Dataset excerpt:
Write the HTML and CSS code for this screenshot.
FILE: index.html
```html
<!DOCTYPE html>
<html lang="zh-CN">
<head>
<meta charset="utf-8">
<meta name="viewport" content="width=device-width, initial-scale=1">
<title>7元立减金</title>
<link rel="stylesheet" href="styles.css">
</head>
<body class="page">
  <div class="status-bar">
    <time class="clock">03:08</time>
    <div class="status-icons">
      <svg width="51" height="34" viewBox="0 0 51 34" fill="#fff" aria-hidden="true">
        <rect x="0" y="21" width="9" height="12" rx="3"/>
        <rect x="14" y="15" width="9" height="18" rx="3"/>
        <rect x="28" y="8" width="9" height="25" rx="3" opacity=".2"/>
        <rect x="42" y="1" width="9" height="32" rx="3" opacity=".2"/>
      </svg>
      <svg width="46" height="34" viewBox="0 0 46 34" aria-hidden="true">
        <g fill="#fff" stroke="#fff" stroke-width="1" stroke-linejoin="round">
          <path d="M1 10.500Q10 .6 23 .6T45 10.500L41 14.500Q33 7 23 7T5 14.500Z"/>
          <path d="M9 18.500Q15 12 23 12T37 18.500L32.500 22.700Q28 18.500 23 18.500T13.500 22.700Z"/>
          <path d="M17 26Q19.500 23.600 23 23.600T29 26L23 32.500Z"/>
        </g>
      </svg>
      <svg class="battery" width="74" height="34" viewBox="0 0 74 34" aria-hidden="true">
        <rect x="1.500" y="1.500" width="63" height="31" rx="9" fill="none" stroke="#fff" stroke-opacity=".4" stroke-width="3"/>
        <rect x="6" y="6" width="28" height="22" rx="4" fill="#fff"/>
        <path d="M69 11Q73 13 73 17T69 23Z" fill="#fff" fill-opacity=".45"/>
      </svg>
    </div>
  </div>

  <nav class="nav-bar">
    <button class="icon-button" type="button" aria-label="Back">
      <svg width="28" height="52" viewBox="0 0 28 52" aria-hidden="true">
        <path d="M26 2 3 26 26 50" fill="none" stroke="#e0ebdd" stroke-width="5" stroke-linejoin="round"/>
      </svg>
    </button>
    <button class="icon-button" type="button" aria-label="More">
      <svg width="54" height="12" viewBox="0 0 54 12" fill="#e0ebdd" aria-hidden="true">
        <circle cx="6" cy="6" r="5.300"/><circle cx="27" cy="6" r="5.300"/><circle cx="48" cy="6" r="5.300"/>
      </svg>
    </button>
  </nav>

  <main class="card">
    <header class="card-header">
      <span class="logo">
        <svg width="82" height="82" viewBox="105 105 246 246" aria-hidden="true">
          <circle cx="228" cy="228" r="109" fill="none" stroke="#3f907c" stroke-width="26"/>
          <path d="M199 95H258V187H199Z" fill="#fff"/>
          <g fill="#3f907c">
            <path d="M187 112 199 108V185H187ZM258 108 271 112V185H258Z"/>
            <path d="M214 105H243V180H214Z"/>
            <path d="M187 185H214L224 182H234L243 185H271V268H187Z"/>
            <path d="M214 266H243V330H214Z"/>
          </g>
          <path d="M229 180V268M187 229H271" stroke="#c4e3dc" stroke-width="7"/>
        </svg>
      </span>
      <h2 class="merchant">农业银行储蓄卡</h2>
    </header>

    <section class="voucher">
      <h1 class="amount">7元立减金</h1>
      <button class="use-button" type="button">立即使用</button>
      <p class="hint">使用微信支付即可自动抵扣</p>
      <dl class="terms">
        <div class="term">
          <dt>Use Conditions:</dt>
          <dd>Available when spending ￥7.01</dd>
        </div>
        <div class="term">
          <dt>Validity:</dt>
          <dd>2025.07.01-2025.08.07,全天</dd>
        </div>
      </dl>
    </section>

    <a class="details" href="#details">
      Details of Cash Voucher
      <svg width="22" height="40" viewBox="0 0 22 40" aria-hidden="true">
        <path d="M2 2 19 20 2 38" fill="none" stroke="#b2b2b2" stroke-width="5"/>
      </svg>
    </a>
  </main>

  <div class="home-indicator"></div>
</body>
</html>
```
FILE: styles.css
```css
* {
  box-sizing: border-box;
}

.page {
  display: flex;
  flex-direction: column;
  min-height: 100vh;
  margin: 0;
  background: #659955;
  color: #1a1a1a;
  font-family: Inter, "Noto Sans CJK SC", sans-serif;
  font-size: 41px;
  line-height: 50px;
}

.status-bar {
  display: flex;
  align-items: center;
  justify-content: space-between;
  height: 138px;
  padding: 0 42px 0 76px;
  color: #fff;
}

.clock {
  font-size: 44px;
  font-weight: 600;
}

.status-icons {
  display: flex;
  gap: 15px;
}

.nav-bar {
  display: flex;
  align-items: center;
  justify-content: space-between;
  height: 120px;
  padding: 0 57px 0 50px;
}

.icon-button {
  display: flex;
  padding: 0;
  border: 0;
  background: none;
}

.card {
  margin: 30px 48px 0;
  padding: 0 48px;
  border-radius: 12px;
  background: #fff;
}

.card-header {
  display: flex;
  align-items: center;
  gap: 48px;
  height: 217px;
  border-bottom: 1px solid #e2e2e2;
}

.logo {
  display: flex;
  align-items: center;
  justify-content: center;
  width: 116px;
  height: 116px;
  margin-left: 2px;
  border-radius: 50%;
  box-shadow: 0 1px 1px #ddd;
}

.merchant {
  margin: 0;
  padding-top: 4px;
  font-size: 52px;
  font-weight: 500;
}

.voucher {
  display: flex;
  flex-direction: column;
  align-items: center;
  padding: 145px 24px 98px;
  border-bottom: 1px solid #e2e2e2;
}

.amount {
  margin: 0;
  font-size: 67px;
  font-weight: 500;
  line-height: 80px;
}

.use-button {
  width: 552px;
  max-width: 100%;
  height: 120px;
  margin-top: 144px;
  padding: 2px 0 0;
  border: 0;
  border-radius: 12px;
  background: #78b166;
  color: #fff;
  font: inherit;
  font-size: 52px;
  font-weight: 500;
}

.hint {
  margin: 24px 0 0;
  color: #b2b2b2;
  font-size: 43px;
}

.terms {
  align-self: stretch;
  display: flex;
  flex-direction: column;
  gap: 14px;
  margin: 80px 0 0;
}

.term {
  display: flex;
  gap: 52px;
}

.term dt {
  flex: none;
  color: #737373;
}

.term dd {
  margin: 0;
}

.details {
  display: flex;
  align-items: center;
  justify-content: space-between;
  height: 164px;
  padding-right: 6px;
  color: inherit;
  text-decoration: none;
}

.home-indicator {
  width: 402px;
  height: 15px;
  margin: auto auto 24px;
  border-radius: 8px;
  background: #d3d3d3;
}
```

--

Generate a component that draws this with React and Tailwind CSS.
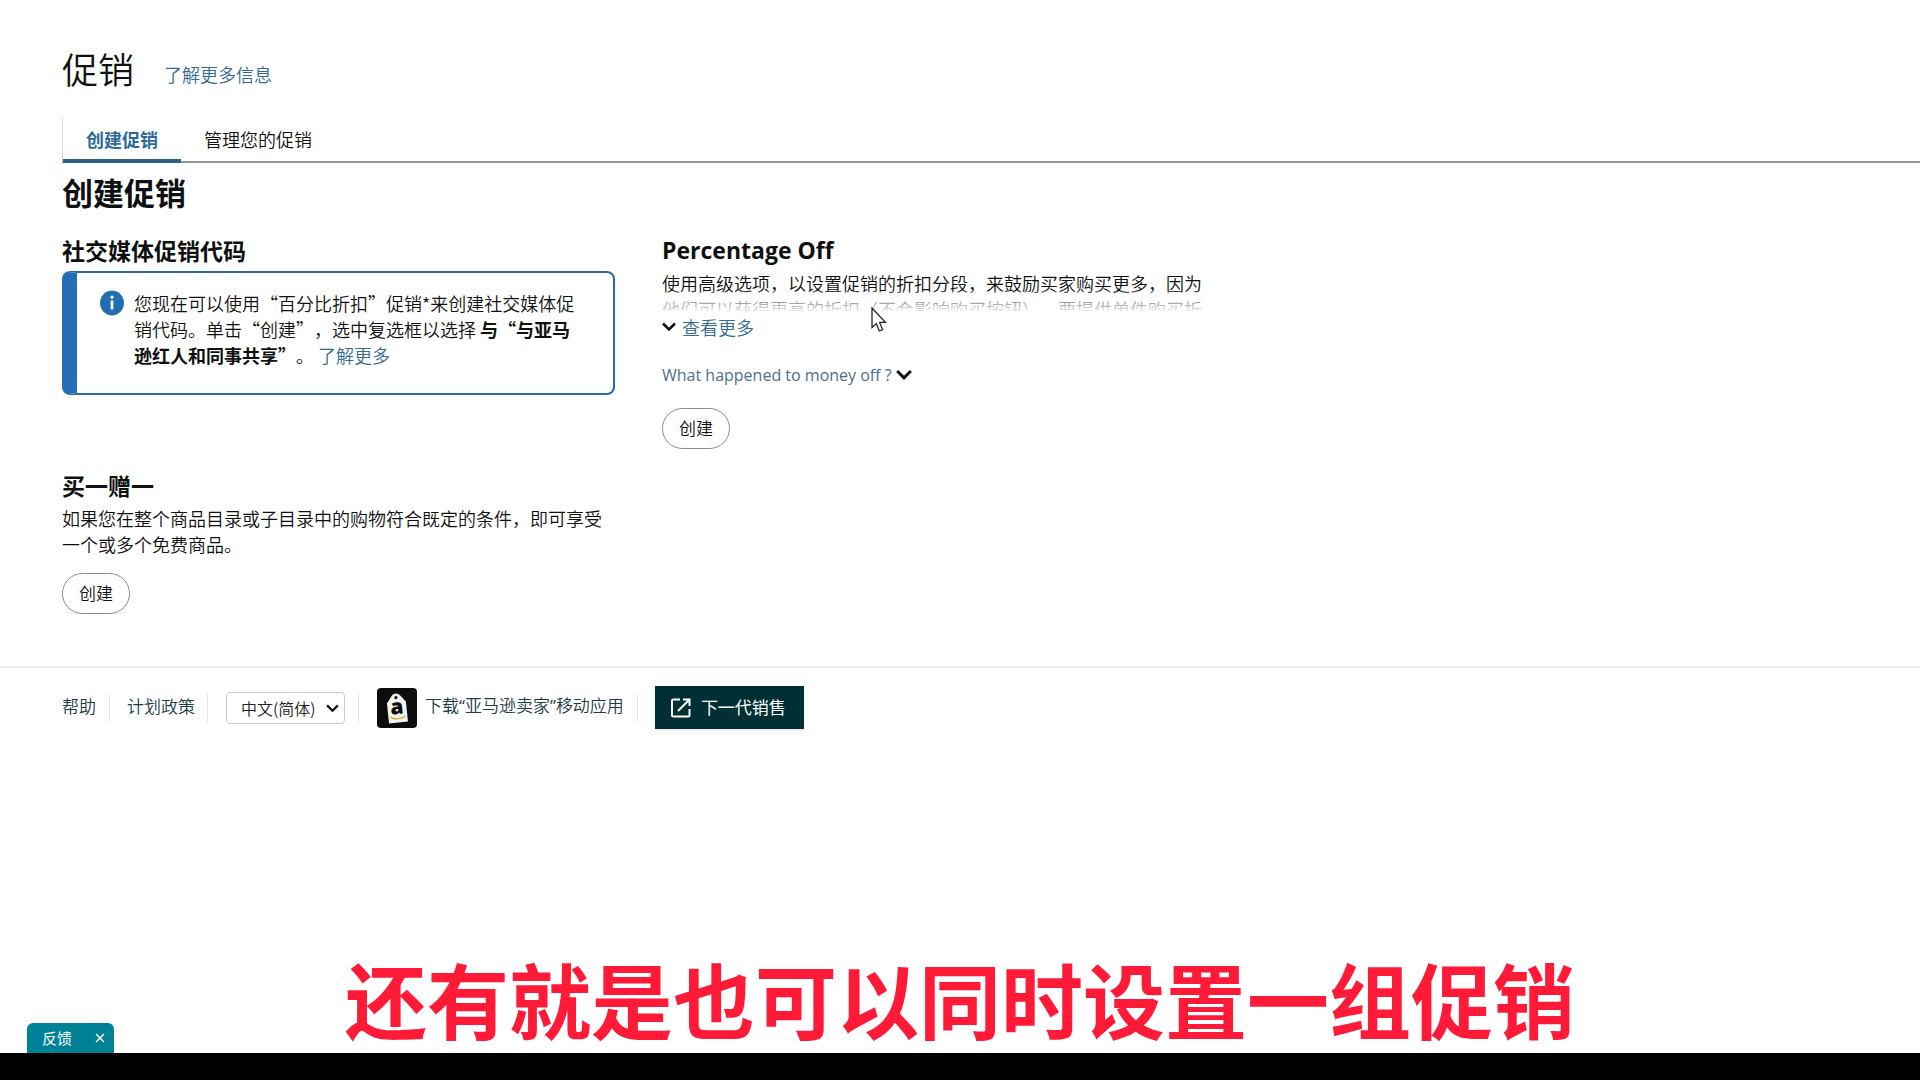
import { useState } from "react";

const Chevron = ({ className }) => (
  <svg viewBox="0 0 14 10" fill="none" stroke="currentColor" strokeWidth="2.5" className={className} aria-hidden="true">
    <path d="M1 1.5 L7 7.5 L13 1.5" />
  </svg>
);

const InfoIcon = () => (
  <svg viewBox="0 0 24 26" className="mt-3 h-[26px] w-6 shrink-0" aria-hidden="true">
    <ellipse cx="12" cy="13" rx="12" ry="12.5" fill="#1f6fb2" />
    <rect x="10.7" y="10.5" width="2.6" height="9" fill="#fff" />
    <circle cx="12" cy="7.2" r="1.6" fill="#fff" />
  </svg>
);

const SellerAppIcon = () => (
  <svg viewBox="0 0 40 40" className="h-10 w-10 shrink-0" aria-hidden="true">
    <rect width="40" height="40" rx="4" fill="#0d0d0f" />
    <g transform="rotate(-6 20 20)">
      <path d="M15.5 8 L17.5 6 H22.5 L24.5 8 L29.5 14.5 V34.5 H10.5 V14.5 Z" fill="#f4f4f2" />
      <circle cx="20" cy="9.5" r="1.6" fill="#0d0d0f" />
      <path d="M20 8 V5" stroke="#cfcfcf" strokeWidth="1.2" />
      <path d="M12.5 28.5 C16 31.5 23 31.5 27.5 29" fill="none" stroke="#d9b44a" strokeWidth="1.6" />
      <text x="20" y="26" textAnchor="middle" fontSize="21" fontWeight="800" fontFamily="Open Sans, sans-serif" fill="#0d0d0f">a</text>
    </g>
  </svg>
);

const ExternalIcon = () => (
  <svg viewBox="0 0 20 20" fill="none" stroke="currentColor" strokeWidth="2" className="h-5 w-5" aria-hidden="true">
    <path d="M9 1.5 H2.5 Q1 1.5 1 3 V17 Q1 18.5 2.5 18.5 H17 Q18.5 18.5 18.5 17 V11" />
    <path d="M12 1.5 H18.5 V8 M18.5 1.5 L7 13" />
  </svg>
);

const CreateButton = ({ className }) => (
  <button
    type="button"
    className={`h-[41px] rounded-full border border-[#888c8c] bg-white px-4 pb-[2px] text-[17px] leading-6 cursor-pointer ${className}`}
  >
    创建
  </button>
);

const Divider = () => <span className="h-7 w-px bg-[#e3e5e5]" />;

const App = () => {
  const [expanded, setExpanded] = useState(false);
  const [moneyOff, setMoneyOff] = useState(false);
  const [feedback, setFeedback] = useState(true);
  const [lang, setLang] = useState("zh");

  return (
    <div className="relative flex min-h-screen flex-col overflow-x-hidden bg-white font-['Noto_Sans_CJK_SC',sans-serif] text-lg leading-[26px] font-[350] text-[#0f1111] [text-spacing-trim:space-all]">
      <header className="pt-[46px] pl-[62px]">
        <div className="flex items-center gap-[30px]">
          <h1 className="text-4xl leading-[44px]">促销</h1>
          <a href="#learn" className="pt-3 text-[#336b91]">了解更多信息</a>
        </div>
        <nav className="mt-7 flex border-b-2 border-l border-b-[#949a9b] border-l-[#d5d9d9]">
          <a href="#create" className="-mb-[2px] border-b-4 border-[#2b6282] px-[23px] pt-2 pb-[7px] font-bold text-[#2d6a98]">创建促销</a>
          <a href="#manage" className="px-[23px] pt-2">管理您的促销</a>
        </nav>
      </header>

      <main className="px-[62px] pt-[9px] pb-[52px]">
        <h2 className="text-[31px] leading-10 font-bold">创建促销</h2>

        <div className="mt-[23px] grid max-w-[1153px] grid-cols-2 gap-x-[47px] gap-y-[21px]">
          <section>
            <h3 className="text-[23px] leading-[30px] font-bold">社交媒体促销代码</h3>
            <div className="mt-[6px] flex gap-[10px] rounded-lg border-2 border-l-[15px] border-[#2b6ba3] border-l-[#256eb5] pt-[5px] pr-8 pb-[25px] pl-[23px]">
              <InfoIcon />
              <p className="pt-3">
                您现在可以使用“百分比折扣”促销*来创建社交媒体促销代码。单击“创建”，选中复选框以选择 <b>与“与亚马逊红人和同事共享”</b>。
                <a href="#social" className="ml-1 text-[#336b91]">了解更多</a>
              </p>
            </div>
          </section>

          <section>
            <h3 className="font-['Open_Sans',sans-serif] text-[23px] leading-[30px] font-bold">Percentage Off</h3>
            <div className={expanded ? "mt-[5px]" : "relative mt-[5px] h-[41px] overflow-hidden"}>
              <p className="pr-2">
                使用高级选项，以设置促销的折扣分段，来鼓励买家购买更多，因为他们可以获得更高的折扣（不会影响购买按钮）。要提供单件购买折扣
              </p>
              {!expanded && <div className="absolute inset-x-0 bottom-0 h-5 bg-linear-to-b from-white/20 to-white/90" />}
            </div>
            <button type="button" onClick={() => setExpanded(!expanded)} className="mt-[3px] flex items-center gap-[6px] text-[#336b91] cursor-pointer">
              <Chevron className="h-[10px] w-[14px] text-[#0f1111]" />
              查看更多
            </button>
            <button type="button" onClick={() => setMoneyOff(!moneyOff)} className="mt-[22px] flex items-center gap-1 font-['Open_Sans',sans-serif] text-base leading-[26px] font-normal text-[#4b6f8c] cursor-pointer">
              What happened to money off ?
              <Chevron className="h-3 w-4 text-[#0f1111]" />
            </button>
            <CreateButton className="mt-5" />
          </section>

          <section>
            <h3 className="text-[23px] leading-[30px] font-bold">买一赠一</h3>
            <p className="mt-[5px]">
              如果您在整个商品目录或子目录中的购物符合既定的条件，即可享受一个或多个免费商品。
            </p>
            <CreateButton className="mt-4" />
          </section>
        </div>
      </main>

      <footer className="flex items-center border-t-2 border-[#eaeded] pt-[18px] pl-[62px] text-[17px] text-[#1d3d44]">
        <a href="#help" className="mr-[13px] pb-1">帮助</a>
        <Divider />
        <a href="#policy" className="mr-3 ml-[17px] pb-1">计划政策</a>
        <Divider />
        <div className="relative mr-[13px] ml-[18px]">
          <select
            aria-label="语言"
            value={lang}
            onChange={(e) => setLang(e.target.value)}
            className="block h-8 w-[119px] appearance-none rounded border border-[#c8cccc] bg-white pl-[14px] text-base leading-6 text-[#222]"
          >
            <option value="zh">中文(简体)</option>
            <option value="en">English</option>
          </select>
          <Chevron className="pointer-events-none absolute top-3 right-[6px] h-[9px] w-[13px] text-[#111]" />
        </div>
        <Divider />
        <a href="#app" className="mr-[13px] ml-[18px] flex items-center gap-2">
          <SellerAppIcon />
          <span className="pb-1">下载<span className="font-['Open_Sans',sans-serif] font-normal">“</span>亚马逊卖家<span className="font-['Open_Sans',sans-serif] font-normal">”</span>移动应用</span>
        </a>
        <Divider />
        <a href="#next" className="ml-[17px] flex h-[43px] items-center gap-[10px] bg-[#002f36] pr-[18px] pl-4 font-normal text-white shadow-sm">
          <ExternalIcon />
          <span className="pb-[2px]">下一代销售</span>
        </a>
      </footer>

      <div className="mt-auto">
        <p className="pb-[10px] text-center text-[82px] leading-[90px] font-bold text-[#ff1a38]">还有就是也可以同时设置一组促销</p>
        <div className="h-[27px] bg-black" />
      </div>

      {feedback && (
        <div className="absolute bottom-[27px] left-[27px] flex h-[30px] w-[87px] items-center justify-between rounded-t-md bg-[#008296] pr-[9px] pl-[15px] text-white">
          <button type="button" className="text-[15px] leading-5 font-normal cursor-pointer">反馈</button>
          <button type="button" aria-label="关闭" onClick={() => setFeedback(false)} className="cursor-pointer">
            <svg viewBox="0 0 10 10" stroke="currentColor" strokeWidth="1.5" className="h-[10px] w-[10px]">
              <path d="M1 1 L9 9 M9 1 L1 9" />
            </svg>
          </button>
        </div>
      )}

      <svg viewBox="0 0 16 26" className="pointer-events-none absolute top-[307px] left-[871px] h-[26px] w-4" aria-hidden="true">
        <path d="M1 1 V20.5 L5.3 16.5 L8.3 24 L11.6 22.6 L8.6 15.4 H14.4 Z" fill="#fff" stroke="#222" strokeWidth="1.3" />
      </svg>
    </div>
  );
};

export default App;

The exercise: Reproduce, word for word, only the lines in the records above from the line with "Generate a component" through the line with "const [lang, setLang]", including both ends; omit the pictures.

Result for this task:
Generate a component that draws this with React and Tailwind CSS.
import { useState } from "react";

const Chevron = ({ className }) => (
  <svg viewBox="0 0 14 10" fill="none" stroke="currentColor" strokeWidth="2.5" className={className} aria-hidden="true">
    <path d="M1 1.5 L7 7.5 L13 1.5" />
  </svg>
);

const InfoIcon = () => (
  <svg viewBox="0 0 24 26" className="mt-3 h-[26px] w-6 shrink-0" aria-hidden="true">
    <ellipse cx="12" cy="13" rx="12" ry="12.5" fill="#1f6fb2" />
    <rect x="10.7" y="10.5" width="2.6" height="9" fill="#fff" />
    <circle cx="12" cy="7.2" r="1.6" fill="#fff" />
  </svg>
);

const SellerAppIcon = () => (
  <svg viewBox="0 0 40 40" className="h-10 w-10 shrink-0" aria-hidden="true">
    <rect width="40" height="40" rx="4" fill="#0d0d0f" />
    <g transform="rotate(-6 20 20)">
      <path d="M15.5 8 L17.5 6 H22.5 L24.5 8 L29.5 14.5 V34.5 H10.5 V14.5 Z" fill="#f4f4f2" />
      <circle cx="20" cy="9.5" r="1.6" fill="#0d0d0f" />
      <path d="M20 8 V5" stroke="#cfcfcf" strokeWidth="1.2" />
      <path d="M12.5 28.5 C16 31.5 23 31.5 27.5 29" fill="none" stroke="#d9b44a" strokeWidth="1.6" />
      <text x="20" y="26" textAnchor="middle" fontSize="21" fontWeight="800" fontFamily="Open Sans, sans-serif" fill="#0d0d0f">a</text>
    </g>
  </svg>
);

const ExternalIcon = () => (
  <svg viewBox="0 0 20 20" fill="none" stroke="currentColor" strokeWidth="2" className="h-5 w-5" aria-hidden="true">
    <path d="M9 1.5 H2.5 Q1 1.5 1 3 V17 Q1 18.5 2.5 18.5 H17 Q18.5 18.5 18.5 17 V11" />
    <path d="M12 1.5 H18.5 V8 M18.5 1.5 L7 13" />
  </svg>
);

const CreateButton = ({ className }) => (
  <button
    type="button"
    className={`h-[41px] rounded-full border border-[#888c8c] bg-white px-4 pb-[2px] text-[17px] leading-6 cursor-pointer ${className}`}
  >
    创建
  </button>
);

const Divider = () => <span className="h-7 w-px bg-[#e3e5e5]" />;

const App = () => {
  const [expanded, setExpanded] = useState(false);
  const [moneyOff, setMoneyOff] = useState(false);
  const [feedback, setFeedback] = useState(true);
  const [lang, setLang] = useState("zh");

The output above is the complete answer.